Does the federal government have the same requirement that you have to be grown to commit a hate crime? If it does, we need to visit or revisit whether that law protects us. If it does not, then does that -- does the state of Louisiana law supercede federal law? I think they can immediately do this.

These nooses were hung over a year ago, sir, so I know that the wheels of justice may turn slow, but it seems that it's at a standstill, because to deal with those nooses does not require interfering in any of the prosecutions of the local district attorney, does not take away any of the power of the prosecutor. It's to say an event happened over a year ago, is state law Constitutional, and is federal law outdated where you now have to be grown to commit a hate crime in America? I think that that's a threat to all of us that are in groups that have been targets of hate.

REP. GOODLATTE: Thank you.

Mr. Chairman, I believe my time's expired, unfortunately. I'd like to continue this down the line, I don't know --

REP. CONYERS: Could we -- let me allow you enough time to get to the two other witnesses.
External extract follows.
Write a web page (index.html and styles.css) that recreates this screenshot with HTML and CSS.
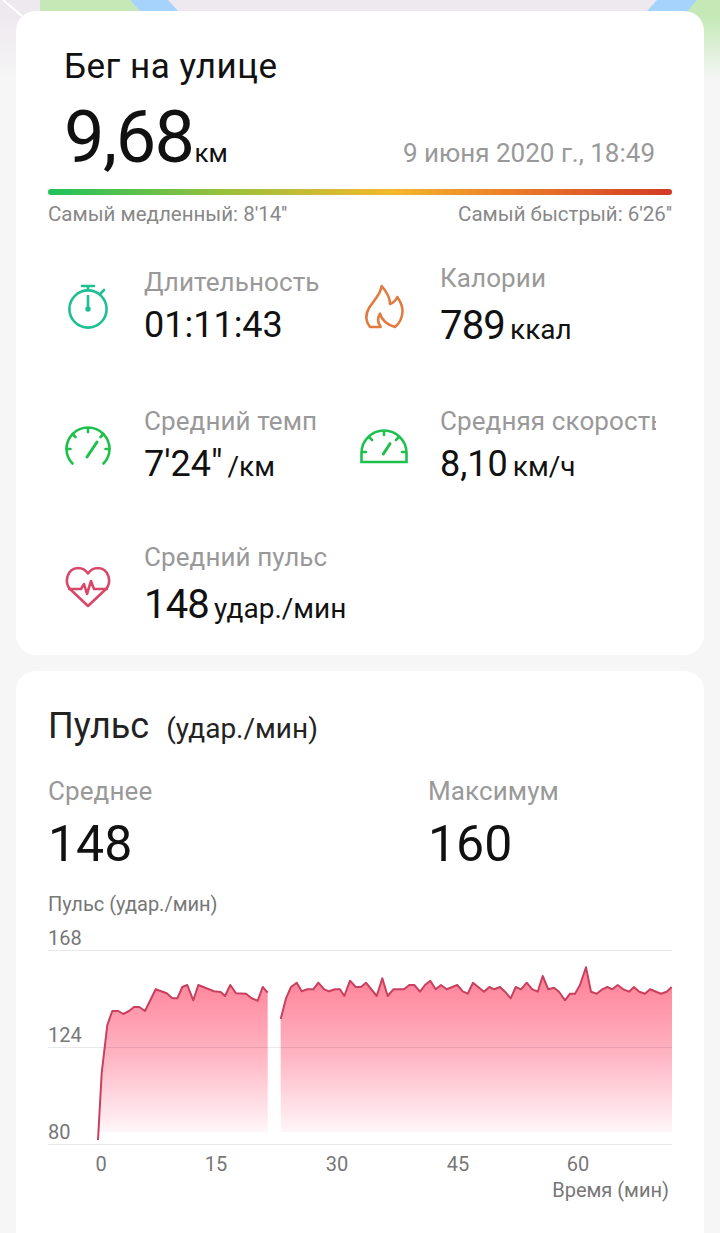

REP. GOODLATTE: If they would care to --

REP. CONYERS: If you have a response.

REP. GOODLATTE: -- respond to either of those questions.

MR. OGLETREE: To both questions, in the first case, it seems to me -- along with Richard Cohen, that battery seems to be the appropriate charge. These were dramatically overcharged against the Jena Six. On the other hand, the second question, Robert Bailey, Jr. was assaulted with a bottle, had a gun put on him, and those individuals received little or no punishment at all.

So race has been a factor in the way the punishment has been meted out. That's why there's no justice. There is no justice when anybody can look at these individuals and see that the amount of punishment they are exposed to, is the direct -- a direct correlation to the race of the person who's the victim, and the race of the person who's accused of the offense. And that's the problem in Jena that we keep ignoring.

REV. MORAN: I think that the punishment that was given to the white children who hung the nooses, it was dealt out by the school system -- by suspension, and whatever other means of punishment that was given to them. I think that the black students should be treated the same. There should have been some type of educational status -- or educational punishment given to them. I don't believe that the law should have been a part of what took place inside of the school when it was, in fact, a schoolyard fight.

Also, we must also look at the fact that the 3rd Circuit Court of Appeals has already ruled out that Mychal Bell was illegally charged, but nothing has been done about that as of this point. Things are steadily rolling, and the DA is steadily putting out punishment for even Mychal Bell. That's very unjust.